The Trust cited 'national security' concerns for it's refusal to reveal the full inspection reports.

"It's ludicrous. How can there be a national security issue with a dam that is now empty?" said Matthew Forrest at the time.

He is among a group of people who are calling for a public inquiry and  saying there needs to be a criminal investigation into the dam collapse.

The gaping hole in the dam

Official reports into the causes of the dam collapse, one commissioned by the Trust and one by the Government, are due to be published in the New Year.

But another report, by local retired engineer Graham Aldred, blamed the collapse on a decision by British Waterways to build a concrete overflow structure on top of the dam and an auxiliary spillway in 1971.

British Waterways was a government department which became the Canal and Rivers Trust in 2012 as part of Prime Minister David Cameron's 'Big Society'.

The temporary repair of aggregate and grout

This addition of the 200ft long structure, along a portion of the dam wall, was 'flawed in principle and dangerous in practice' because it was installed on top of the dam's clay core and risked seepage, according to Mr Aldred's unofficial report.

The new structure was added because major flooding events in the late 1960s had damaged the original spillway which runs along the north side of the reservoir.

The new, auxiliary spillway was designed to allow water to cascade over the top of the dam whenever the reservoir was full. As the events of August showed, parts of the spillway buckled under the pressure of water that had seeped into the dam, perhaps for decades.

The maintenance and inspection regime, which had not uncovered any structural problems, are also criticised in the unofficial report.

The Trust has seen the report but won't comment on it ahead of the official inquiries which are underway.

The RAF Chinook helped to save Whaley Bridge

Simon Bamford, director of asset improvement at the Trust which has 74 reservoirs across the UK, conceded the investigations currently underway would be focusing on the 1971 modifications of the dam.

And he admitted that the Trust 'could have done better' with its maintenance of the dam, pointing to the fact plants and other vegetation had been growing from the spillway.

This, he admitted, 'didn't look good'.

But there had been a lot of untrue 'myths' around the alleged failure of a series of valves associated with the reservoir, he said, although he conceded there had been a problem with one at the head of the reservoir.

Bolt-cutters had to be used to break a lock and fully open the valve, sending water from Todd Brook into the spillway instead of the already-full reservoir.

The Reservoirs Act 1975 requires that 'panel engineers', there are 30 of them in the UK, carry out a major inspection of every reservoir every ten years.

Toddbrook Reservoir had its ten-year inspection in the 12 months before the dam collapsed.

Then, there is another team of 130 'supervising engineers' who carry out twice-yearly inspections.

This regime, enshrined in the act had been copied all over the world, said Mr Bamford.

The reservoir used be looked after by a 'keeper' who lived in a house beside the dam but this role was axed years ago.

It may be reinstated depending on what the reviews find.

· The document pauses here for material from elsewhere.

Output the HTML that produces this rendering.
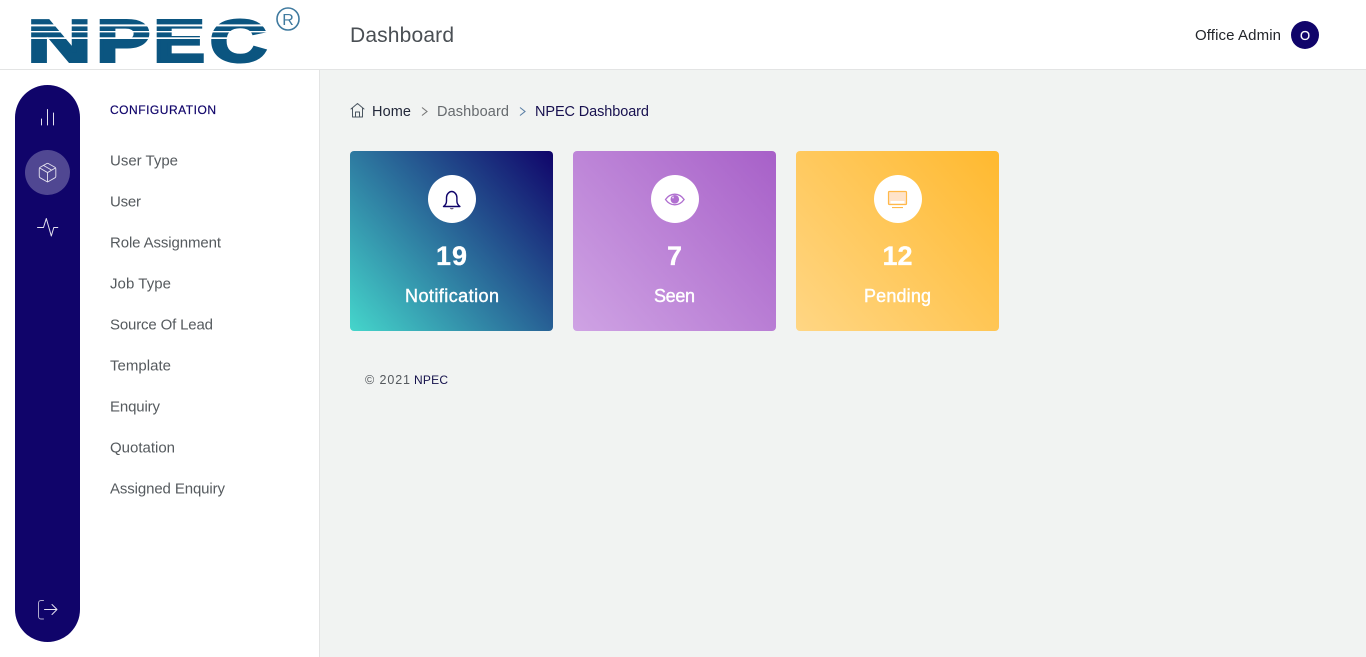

So Toddbrook Reservoir was inspected but how thorough were those inspections?

Was the maintenance adequate?

The official reports will answer these questions but some in the town are firm in their belief this was deficient.

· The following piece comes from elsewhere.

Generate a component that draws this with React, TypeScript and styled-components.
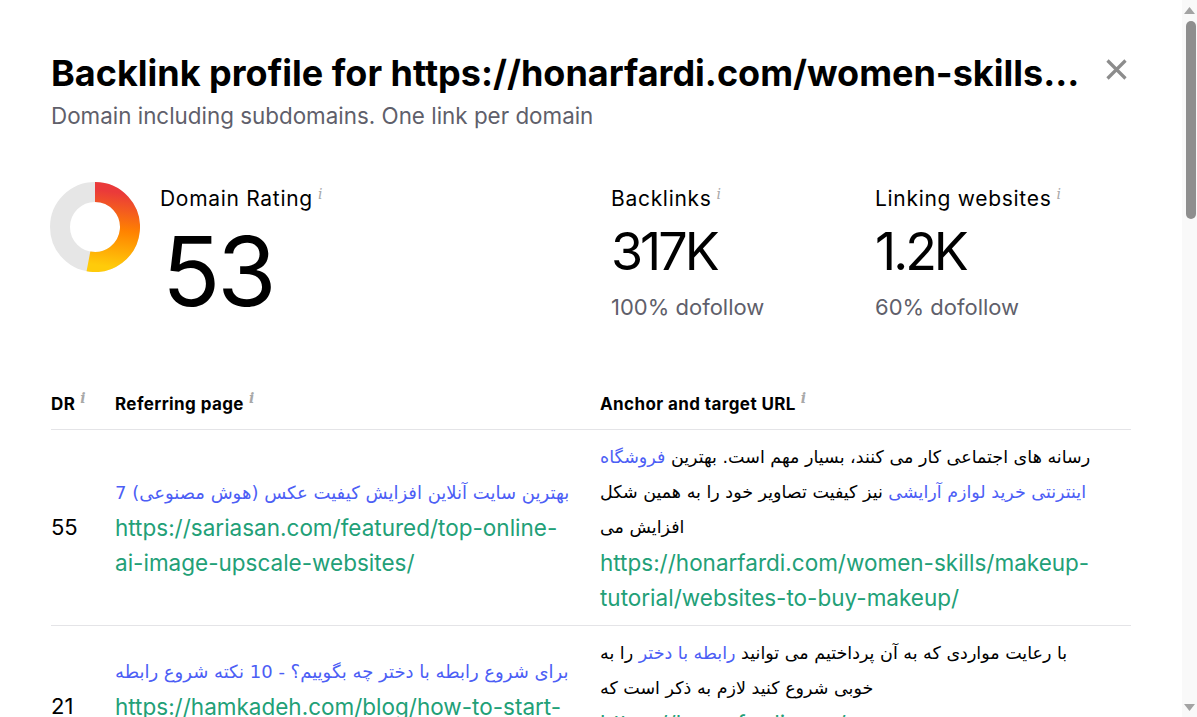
import React from "react";
import styled, { createGlobalStyle } from "styled-components";

const Global = createGlobalStyle`
  html, body { margin: 0; padding: 0; background: #fff; overflow: hidden; }
  body { font-family: Inter, "DejaVu Sans", sans-serif; color: #000; }
`;

const Shell = styled.div`
  display: flex;
  height: 100vh;
  overflow: hidden;
`;

const Main = styled.div`
  flex: 1;
  min-width: 0;
  overflow: hidden;
`;

const Rail = styled.div`
  flex: none;
  width: 15px;
  height: 100vh;
  background: #f9f9f9;
  display: flex;
  flex-direction: column;
  align-items: center;
`;

const RailArrow = styled.svg`
  flex: none;
  margin-top: 7px;
`;

const RailThumb = styled.div`
  width: 10px;
  height: 198px;
  margin-top: 7px;
  margin-left: 3px;
  border-radius: 5px;
  background: #8e8e8e;
`;

const RailSpacer = styled.div`
  flex: 1;
`;

const RailArrowDown = styled.svg`
  flex: none;
  margin-bottom: 6px;
`;

const Page = styled.div`
  padding: 51px 51px 0 51px;
  box-sizing: border-box;
`;

const Header = styled.div`
  display: flex;
  align-items: flex-start;
  gap: 16px;
`;

const TitleBlock = styled.div`
  flex: 1;
  min-width: 0;
`;

const Title = styled.h1`
  margin: 0;
  font-size: 36px;
  line-height: 44px;
  font-weight: 700;
  letter-spacing: 0px;
  white-space: nowrap;
  overflow: hidden;
  text-overflow: ellipsis;
`;

const Subtitle = styled.div`
  margin-top: 7px;
  font-size: 22.4px;
  line-height: 28px;
  color: #5f5f6b;
`;

const CloseButton = styled.button`
  border: 0;
  background: none;
  padding: 0;
  margin-top: 7px;
  margin-right: 3px;
  width: 23px;
  height: 23px;
  color: #8c8c8c;
  cursor: pointer;
  flex: none;
`;

const Metrics = styled.div`
  display: grid;
  grid-template-columns: 560px 264px 1fr;
  margin-top: 50px;
`;

const DrBlock = styled.div`
  display: flex;
  gap: 20px;
  align-items: flex-start;
`;

const DonutSvg = styled.svg`
  margin-top: 2px;
  margin-left: -1px;
  flex: none;
`;

const MetricLabel = styled.div`
  font-size: 21px;
  line-height: 28px;
  letter-spacing: 0.7px;
  white-space: nowrap;
`;

const Info = styled.span`
  font-family: "DejaVu Serif", serif;
  font-style: italic;
  font-size: 14px;
  letter-spacing: 0;
  color: #a8a8a8;
  vertical-align: 7px;
  margin-left: 5px;
`;

const BigValue = styled.div`
  font-size: 96px;
  line-height: 104px;
  letter-spacing: -3px;
  margin-top: 6px;
  margin-left: 2px;
`;

const Value = styled.div`
  font-size: 52px;
  line-height: 62px;
  letter-spacing: -3px;
  margin-top: 8px;
`;

const Sub = styled.div`
  font-size: 22px;
  line-height: 28px;
  color: #5f5f6b;
  margin-top: 10px;
`;

const Table = styled.div`
  margin-top: 54px;
  display: grid;
  grid-template-columns: 64px 485px 1fr;
`;

const Th = styled.div`
  font-size: 17px;
  font-weight: 700;
  letter-spacing: 0.4px;
  line-height: 22px;
  padding: 10px 0 14px;
  border-bottom: 1px solid #e4e4e7;
  white-space: nowrap;
`;

const Td = styled.div<{ $pr?: number }>`
  display: flex;
  flex-direction: column;
  justify-content: center;
  padding: 10px ${(p) => p.$pr ?? 0}px 10px 0;
  border-bottom: 1px solid #e4e4e7;
  font-size: 22px;
  line-height: 35px;
  min-width: 0;
`;

const AnchorText = styled.div`
  font-family: "DejaVu Sans", sans-serif;
  font-size: 17.5px;
  line-height: 35px;
`;

const Blue = styled.span`
  color: #4c5ef5;
`;

const TitleLink = styled.div`
  color: #4c5ef5;
  font-family: "DejaVu Sans", Inter, sans-serif;
  font-size: 18px;
  line-height: 35px;
`;

const Url = styled.div`
  color: #22a077;
  font-size: 22.5px;
  line-height: 35px;
  word-break: break-word;
`;

const R = 35;
const frac = 0.53;
const ang = frac * 2 * Math.PI;
const endX = 45 + R * Math.sin(ang);
const endY = 45 - R * Math.cos(ang);

const Donut = () => (
  <DonutSvg width="90" height="90" viewBox="0 0 90 90">
    <defs>
      <linearGradient id="dg" gradientUnits="userSpaceOnUse" x1="50" y1="8" x2="40" y2="82">
        <stop offset="0" stopColor="#ea3a3a" />
        <stop offset="0.5" stopColor="#ff8200" />
        <stop offset="1" stopColor="#ffcb0a" />
      </linearGradient>
    </defs>
    <circle cx="45" cy="45" r={R} fill="none" stroke="#e6e6e6" strokeWidth="20" />
    <path
      d={`M45 ${45 - R} A${R} ${R} 0 1 1 ${endX.toFixed(2)} ${endY.toFixed(2)}`}
      fill="none"
      stroke="url(#dg)"
      strokeWidth="20"
    />
  </DonutSvg>
);

const CloseIcon = () => (
  <svg width="23" height="23" viewBox="0 0 23 23">
    <path d="M2.5 2.5 L20.5 20.5 M20.5 2.5 L2.5 20.5" stroke="currentColor" strokeWidth="3.2" />
  </svg>
);

const I = () => <Info>i</Info>;

type Row = {
  dr: number;
  title: string;
  url: string;
  anchor: React.ReactNode;
  target: string;
};

const rows: Row[] = [
  {
    dr: 55,
    title: "بهترین سایت آنلاین افزایش کیفیت عکس (هوش مصنوعی) 7",
    url: "https://sariasan.com/featured/top-online-ai-image-upscale-websites/",
    anchor: (
      <>
        رسانه های اجتماعی کار می کنند، بسیار مهم است. بهترین{" "}
        <Blue>فروشگاه اینترنتی خرید لوازم آرایشی</Blue> نیز کیفیت تصاویر خود را به همین شکل افزایش می
      </>
    ),
    target: "https://honarfardi.com/women-skills/makeup-tutorial/websites-to-buy-makeup/",
  },
  {
    dr: 21,
    title: "برای شروع رابطه با دختر چه بگوییم؟ - 10 نکته شروع رابطه",
    url: "https://hamkadeh.com/blog/how-to-start-relationship-with-girl/",
    anchor: (
      <>
        با رعایت مواردی که به آن پرداختیم می توانید <Blue>رابطه با دختر</Blue> را به خوبی شروع کنید لازم به ذکر است که
      </>
    ),
    target: "https://honarfardi.com/women-skills/relationship/start-relationship-with-girl/",
  },
];

export default function App() {
  return (
    <>
      <Global />
      <Shell>
        <Main>
          <Page>
            <Header>
              <TitleBlock>
                <Title>Backlink profile for https://honarfardi.com/women-skills/makeup-tutorial/websites-to-buy-makeup/</Title>
                <Subtitle>Domain including subdomains. One link per domain</Subtitle>
              </TitleBlock>
              <CloseButton aria-label="Close">
                <CloseIcon />
              </CloseButton>
            </Header>

            <Metrics>
              <DrBlock>
                <Donut />
                <div>
                  <MetricLabel>
                    Domain Rating<I />
                  </MetricLabel>
                  <BigValue>53</BigValue>
                </div>
              </DrBlock>
              <div>
                <MetricLabel>
                  Backlinks<I />
                </MetricLabel>
                <Value>317K</Value>
                <Sub>100% dofollow</Sub>
              </div>
              <div>
                <MetricLabel>
                  Linking websites<I />
                </MetricLabel>
                <Value>1.2K</Value>
                <Sub>60% dofollow</Sub>
              </div>
            </Metrics>

            <Table>
              <Th>
                DR<I />
              </Th>
              <Th>
                Referring page<I />
              </Th>
              <Th>
                Anchor and target URL<I />
              </Th>
              {rows.map((r) => (
                <React.Fragment key={r.dr}>
                  <Td>{r.dr}</Td>
                  <Td $pr={23}>
                    <TitleLink>{r.title}</TitleLink>
                    <Url>{r.url}</Url>
                  </Td>
                  <Td $pr={24}>
                    <AnchorText>{r.anchor}</AnchorText>
                    <Url>{r.target}</Url>
                  </Td>
                </React.Fragment>
              ))}
            </Table>
          </Page>
        </Main>
        <Rail aria-hidden="true">
          <RailArrow width="11" height="7" viewBox="0 0 11 7">
            <path d="M5.5 0 L11 7 L0 7 Z" fill="#a3a3a3" />
          </RailArrow>
          <RailThumb />
          <RailSpacer />
          <RailArrowDown width="11" height="7" viewBox="0 0 11 7">
            <path d="M0 0 L11 0 L5.5 7 Z" fill="#a3a3a3" />
          </RailArrowDown>
        </Rail>
      </Shell>
    </>
  );
}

Simon Bamford, director of asset improvement at the Canal and River Trust

Mr Bamford said: "We are keen to hear the findings of the independent inquiries so we can move forward and decide how best to fix the dam for the long term.

"Once we know what caused the damage to the dam we will be able to work out a detailed plan for repairing it, including a precise timetable and costings. 

"In the meantime, we will be doing some work to protect the reservoir and further improve its resilience against any extreme weather events.

"At the head of the reservoir, we know a footbridge has been on the wish list of some local residents, so we are delighted we can incorporate this into the design for improving the inlet."

Work will start in January to provide a temporary repair to the dam so it can cope with a one-in-6000-year 'biblical' flooding event.

To put this into context, the flooding in August was said to be a one-in-150-year event.

Prime Minister Boris Johnson visited and called the dam 'dodgy but stable'

The work involves installing a waterproof lining to the auxiliary spillway and concrete walls to divert any water down its centre, away from the damage caused in August.

Costing about £200,000, engineers admit it's highly unlikely such a flood will ever happen but the works will provide extra reassurance to the residents.

The reservoir is currently very low, at about ten per cent of its maximum, thanks to 11 industrial pumps perched on a pontoon in the middle of the water.

These are turned on when water begins to rise.

The fish are being transported to a reservoir in Birmingham

Work is also continuing to rescue about 30,000 fish from the reservoir, which are being moved to a reservoir in Birmingham until they can return.

The reservoir is also a designated 'site of special scientific interest' because it's home to a rare kind of moss (dwarf bladder moss).

About 30,000 fish are being taken out of the reservoir

Once the official reports into what went wrong are published, work can begin on designing and building what will in effect be a new dam, costing in the region of £10m.

It is hoped work will start in April 2021.

One of the town's most famous residents, former Conservative health minister Edwina Currie, urges a 'radical re-think' of how our reservoirs, and countryside, are managed, saying more trees should be planted to prevent silting.

She said: "We feel safe, that's not the problem.

"We just feel like we're dealing with people (stuck) in the 19th century.

"There's too ready a trust in how things have been.

"There needs to be much more radical thinking about flood control and silting up of reservoirs and Todd Brook and other reservoirs."

"This is the safest place in England. Some of the other dams are rather different," she said.